The bibliography cites E. Leuninger's "Take (sic) to Catholic Workers' Movement, (KAB) Diocese of Limburg, Germany, 1 April 2001" (p. 255). The talk (not "take") was certainly held in German, and Kwazu's bibliography lists several German titles, but here, Kwazu gives no specific title, making the reference inaccessible.

==== Volume 13, Women's Emancipation in Africa ====
Mutume's monograph on women's rights (volume 13 in the series) cites the Vatican's 1976 "Declaration on the Question of Admission of Women to the Ministerial Priesthood" and lists it twice in the bibliography, once under A for Austin Flannery, and once under F. Both are incorrect, since it was signed by Franjo Cardinal Seper, then Prefect of the Congregation of the Doctrine of the Faith. The Dominican priest Austin Flannery was the translator; listing him as its author is confusing.

The bibliography also mistakenly cites Tamale's 2003 article "Out of the Closet" as having been published in 2005. Furthermore, Mutume identifies no page numbers for the Tamale publication. Since it has been republished several time, giving page numbers would be one way of helping readers confirm they have the right version at hand.

Mutume cites from Together, a journal published by World Vision International, which has often been criticized for unethical fundraising techniques and corruption. The bibliography lists the article under the authors's first name (Graeme), thus suggesting that Mutume was unable to distinguish it from the last (Irvine). In any case, magazines distributed by World Vision to their donors are unusual sources for doctoral dissertations.
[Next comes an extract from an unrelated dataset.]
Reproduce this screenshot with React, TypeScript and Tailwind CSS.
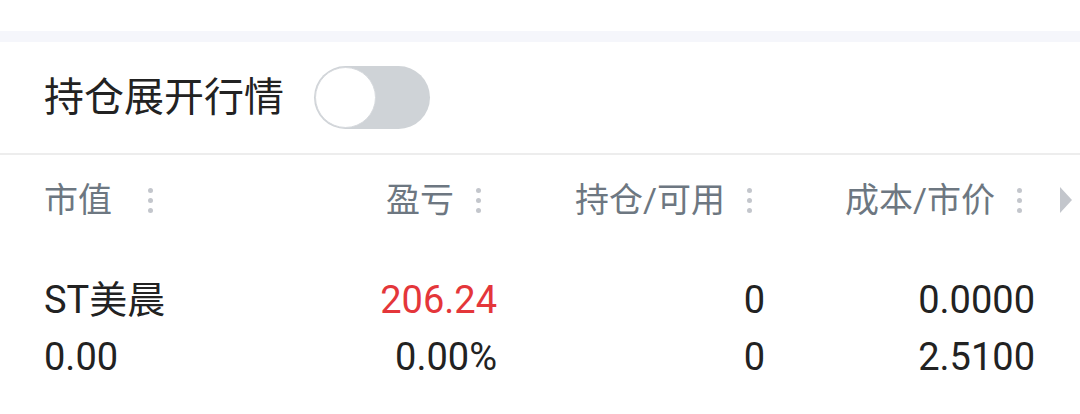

Blind references to publications unseen by Mutume appear regularly in confusing dead ends. One bibliographical entry cites "Schrijvers, quoted in Stromquist", but gives no title or page numbers for the Schrijvers publication (p. 219). The same page in the bibliography lists two entries under T because they begin with "The". This page of the bibliography ends with the following puzzling entry: "Women; Definitions. UNICEF. Retrieved on 20th February 2012". Without citing the URL or the bibliographical container, this entry is useless.